Este vínculo inicial no solo asegura nuestra continuidad física y emocional, sino que establece en nosotros la necesidad de pertenecer a un sistema que nos acoja y nos sostenga.
Esta relación entre pertenencia y supervivencia explica por qué el miedo a la exclusión es tan profundo. Desde nuestros primeros días de vida, hemos aprendido que no pertenecer puede significar no sobrevivir. Este temor ancestral sigue vivo en nosotros, influyendo en cómo nos relacionamos con los sistemas que habitamos y en las dinámicas que perpetuamos.
Aquí es donde surge una verdad sistémica fundamental: la exclusión y la pertenencia son dos caras de la misma moneda. Lo que es excluido, paradójicamente, nunca está realmente fuera del sistema. De hecho, aquello que se deja fuera suele adquirir una fuerza mucho mayor que la de lo reconocido.

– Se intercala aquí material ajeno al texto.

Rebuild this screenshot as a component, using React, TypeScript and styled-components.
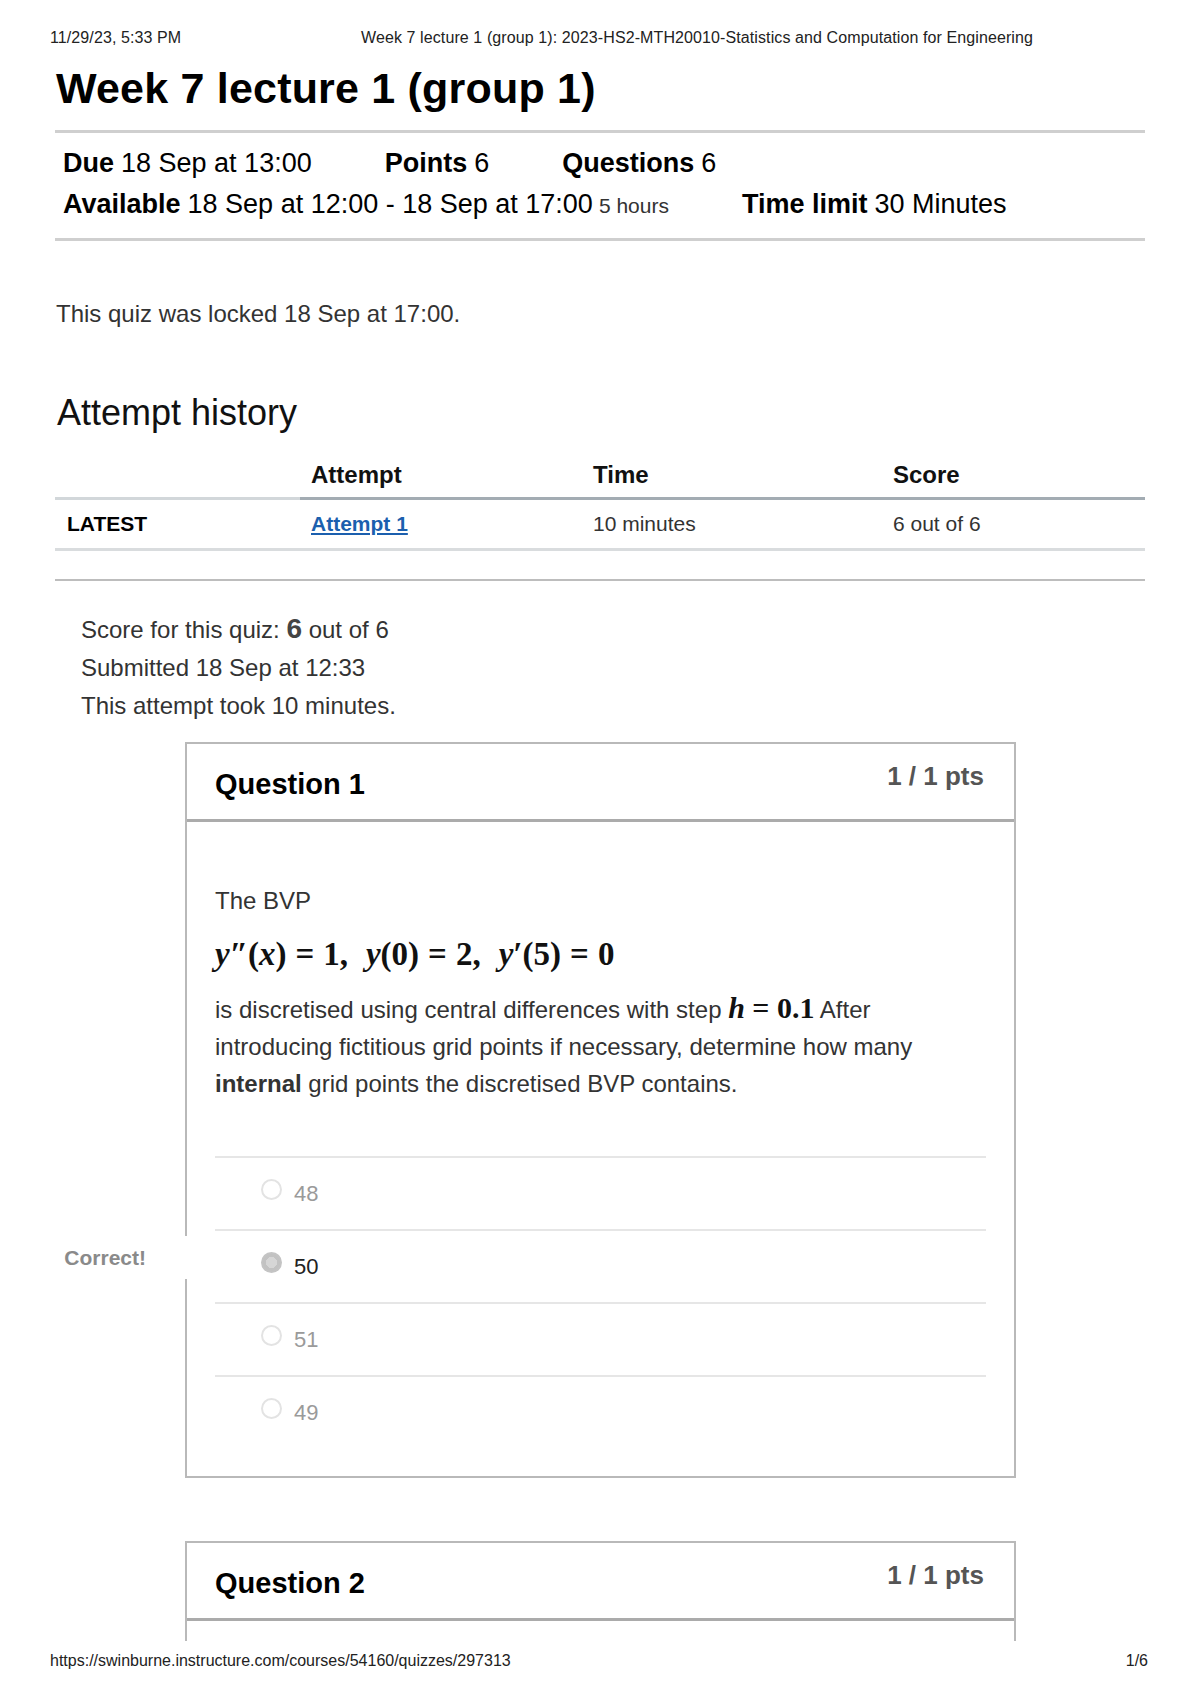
import React from "react";
import styled, { createGlobalStyle } from "styled-components";

const GlobalStyle = createGlobalStyle`
  html, body {
    margin: 0;
    padding: 0;
    background: #ffffff;
  }
  body {
    font-family: "Liberation Sans", Arial, sans-serif;
    color: #2b2b2b;
  }
`;

const Sheet = styled.div`
  width: 1200px;
  height: 1698px;
  background: #fff;
  overflow: hidden;
`;

const PrintHeader = styled.div`
  display: grid;
  grid-template-columns: 311px auto;
  padding: 28px 0 0 50px;
  font-size: 16px;
  line-height: 20px;
  letter-spacing: 0.1px;
  color: #222;
`;

const Content = styled.main`
  height: 1593px;
  overflow: hidden;
  padding: 0 55px;
`;

const Title = styled.h1`
  margin: 15px 0 17px 1px;
  font-size: 43px;
  line-height: 50px;
  font-weight: 700;
  letter-spacing: 0.2px;
  color: #000;
`;

const InfoBlock = styled.div`
  border-top: 3px solid #cfcfcf;
  border-bottom: 3px solid #cfcfcf;
  padding: 10px 0 12px 8px;
`;

const InfoRow = styled.div`
  display: flex;
  gap: 73px;
  font-size: 27px;
  line-height: 41px;
  color: #000;
  white-space: nowrap;
`;

const InfoLabel = styled.b`
  font-weight: 700;
  margin-right: 7px;
`;

const InfoSmall = styled.span`
  font-size: 21px;
  margin-left: 6px;
  color: #333;
`;

const LockNote = styled.p`
  margin: 58px 0 0 1px;
  font-size: 24px;
  line-height: 30px;
  color: #333;
`;

const SectionTitle = styled.h2`
  margin: 62px 0 0 2px;
  font-size: 36px;
  line-height: 44px;
  font-weight: 400;
  color: #111;
`;

const HistoryTable = styled.div`
  display: grid;
  grid-template-columns: 245px 282px 300px 1fr;
  margin-top: 26px;
`;

const HeadCell = styled.div<{ $muted?: boolean }>`
  padding: 0 0 8px 11px;
  font-size: 24px;
  line-height: 28px;
  font-weight: 700;
  color: #111;
  border-bottom: 3px solid ${({ $muted }) => ($muted ? "#d2d7da" : "#a3acb3")};
`;

const BodyCell = styled.div<{ $strong?: boolean }>`
  padding: 12px 0 12px ${({ $strong }) => ($strong ? "12px" : "11px")};
  font-size: 21px;
  line-height: 24px;
  font-weight: ${({ $strong }) => ($strong ? 700 : 400)};
  color: ${({ $strong }) => ($strong ? "#000" : "#333")};
  border-bottom: 3px solid #d9dcde;
`;

const AttemptLink = styled.a`
  color: #1b5fae;
  font-weight: 700;
  text-decoration: underline;
  text-underline-offset: 2px;
`;

const Rule = styled.hr`
  margin: 28px 0 0;
  border: 0;
  border-top: 2px solid #bdbdbd;
`;

const ScoreSummary = styled.div`
  margin-top: 29px;
  padding-left: 26px;
  font-size: 24px;
  line-height: 38px;
  color: #333;
`;

const ScoreValue = styled.b`
  font-size: 28px;
  font-weight: 700;
  color: #444;
`;

const QuestionCard = styled.section<{ $gap: number }>`
  margin: ${({ $gap }) => $gap}px 0 0 130px;
  width: 831px;
  box-sizing: border-box;
  border: 2px solid #b9b9b9;
`;

const QuestionHeader = styled.header`
  display: flex;
  justify-content: space-between;
  align-items: flex-start;
  height: 75px;
  padding: 0 30px 0 28px;
  border-bottom: 3px solid #ababab;
  box-sizing: content-box;
`;

const QuestionName = styled.h3`
  margin: 23px 0 0;
  font-size: 29px;
  line-height: 34px;
  font-weight: 700;
  color: #000;
`;

const Points = styled.div`
  margin-top: 17px;
  font-size: 26px;
  line-height: 30px;
  font-weight: 700;
  color: #555;
`;

const QuestionBody = styled.div<{ $empty?: boolean }>`
  padding: 60px 28px 28px;
  min-height: ${({ $empty }) => ($empty ? "160px" : "0")};
`;

const Prose = styled.p`
  margin: 0;
  font-size: 24px;
  line-height: 37px;
  color: #333;
`;

const MathLine = styled.div`
  margin: 10px 0 12px;
  line-height: 50px;
  font-family: "Liberation Serif", "DejaVu Serif", serif;
  font-size: 33px;
  font-weight: 700;
  color: #111;
  white-space: nowrap;
`;

const MathVar = styled.i`
  font-style: italic;
  font-weight: 700;
`;

const MathOp = styled.span`
  margin: 0 9px;
`;

const MathSep = styled.span`
  margin-right: 18px;
`;

const InlineMath = styled.span`
  font-family: "Liberation Serif", "DejaVu Serif", serif;
  font-size: 30px;
  line-height: 1;
  font-weight: 700;
  color: #111;
`;

const AnswerList = styled.div`
  margin-top: 54px;
`;

const AnswerRow = styled.div`
  position: relative;
  display: flex;
  align-items: center;
  gap: 12px;
  height: 71px;
  padding: 0 0 0 46px;
  border-top: 2px solid #e6e6e6;
`;

const Radio = styled.span<{ $checked?: boolean }>`
  width: 17px;
  height: 17px;
  border-radius: 50%;
  border: 2px solid ${({ $checked }) => ($checked ? "#c4c4c4" : "#e3e3e3")};
  background: ${({ $checked }) =>
    $checked ? "radial-gradient(circle, #d6d6d6 0 45%, #c2c2c2 46%)" : "#fff"};
  margin-top: -8px;
`;

const AnswerText = styled.span<{ $checked?: boolean }>`
  font-size: 22px;
  line-height: 26px;
  color: ${({ $checked }) => ($checked ? "#222" : "#9a9a9a")};
`;

const CorrectFlag = styled.div`
  position: absolute;
  top: 5px;
  right: calc(100% + 25px);
  width: 140px;
  height: 43px;
  box-sizing: border-box;
  padding-right: 44px;
  display: flex;
  align-items: center;
  justify-content: flex-end;
  background: #fff;
  font-size: 21px;
  font-weight: 700;
  color: #8a8a8a;
`;

const PrintFooter = styled.div`
  display: flex;
  justify-content: space-between;
  padding: 10px 52px 0 50px;
  font-size: 16px;
  line-height: 20px;
  color: #222;
`;

const answers = [
  { value: "48" },
  { value: "50", picked: true },
  { value: "51" },
  { value: "49" },
];

const App = () => {
  return (
    <>
      <GlobalStyle />
      <Sheet>
        <PrintHeader>
          <span>11/29/23, 5:33 PM</span>
          <span>
            Week 7 lecture 1 (group 1): 2023-HS2-MTH20010-Statistics and Computation for Engineering
          </span>
        </PrintHeader>

        <Content>
          <Title>Week 7 lecture 1 (group 1)</Title>

          <InfoBlock>
            <InfoRow>
              <span>
                <InfoLabel>Due</InfoLabel>18 Sep at 13:00
              </span>
              <span>
                <InfoLabel>Points</InfoLabel>6
              </span>
              <span>
                <InfoLabel>Questions</InfoLabel>6
              </span>
            </InfoRow>
            <InfoRow>
              <span>
                <InfoLabel>Available</InfoLabel>18 Sep at 12:00 - 18 Sep at 17:00
                <InfoSmall>5 hours</InfoSmall>
              </span>
              <span>
                <InfoLabel>Time limit</InfoLabel>30 Minutes
              </span>
            </InfoRow>
          </InfoBlock>

          <LockNote>This quiz was locked 18 Sep at 17:00.</LockNote>

          <SectionTitle>Attempt history</SectionTitle>
          <HistoryTable>
            <HeadCell $muted />
            <HeadCell>Attempt</HeadCell>
            <HeadCell>Time</HeadCell>
            <HeadCell>Score</HeadCell>
            <BodyCell $strong>LATEST</BodyCell>
            <BodyCell>
              <AttemptLink href="#">Attempt 1</AttemptLink>
            </BodyCell>
            <BodyCell>10 minutes</BodyCell>
            <BodyCell>6 out of 6</BodyCell>
          </HistoryTable>

          <Rule />

          <ScoreSummary>
            <div>
              Score for this quiz: <ScoreValue>6</ScoreValue> out of 6
            </div>
            <div>Submitted 18 Sep at 12:33</div>
            <div>This attempt took 10 minutes.</div>
          </ScoreSummary>

          <QuestionCard $gap={17}>
            <QuestionHeader>
              <QuestionName>Question 1</QuestionName>
              <Points>1 / 1 pts</Points>
            </QuestionHeader>
            <QuestionBody>
              <Prose>The BVP</Prose>
              <MathLine>
                <MathVar>y</MathVar>″(<MathVar>x</MathVar>)<MathOp>=</MathOp>1,
                <MathSep />
                <MathVar>y</MathVar>(0)<MathOp>=</MathOp>2,
                <MathSep />
                <MathVar>y</MathVar>′(5)<MathOp>=</MathOp>0
              </MathLine>
              <Prose>
                is discretised using central differences with step{" "}
                <InlineMath>
                  <MathVar>h</MathVar> = 0.1
                </InlineMath>{" "}
                After introducing fictitious grid points if necessary, determine how many{" "}
                <b>internal</b> grid points the discretised BVP contains.
              </Prose>

              <AnswerList>
                {answers.map((a) => (
                  <AnswerRow key={a.value}>
                    {a.picked && <CorrectFlag>Correct!</CorrectFlag>}
                    <Radio $checked={a.picked} />
                    <AnswerText $checked={a.picked}>{a.value}</AnswerText>
                  </AnswerRow>
                ))}
              </AnswerList>
            </QuestionBody>
          </QuestionCard>

          <QuestionCard $gap={63}>
            <QuestionHeader>
              <QuestionName>Question 2</QuestionName>
              <Points>1 / 1 pts</Points>
            </QuestionHeader>
            <QuestionBody $empty />
          </QuestionCard>
        </Content>

        <PrintFooter>
          <span>https://swinburne.instructure.com/courses/54160/quizzes/297313</span>
          <span>1/6</span>
        </PrintFooter>
      </Sheet>
    </>
  );
};

export default App;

Pensemos en un grupo donde hay un miembro excluido: aunque aparentemente esté fuera, este miembro es una constante en las conversaciones, en los conflictos y en la dinámica general. Se convierte, sin quererlo, en el eje alrededor del cual gira el grupo. Es decir, la exclusión es también una forma de pertenencia, aunque se manifiesta de una manera dolorosa y disfuncional.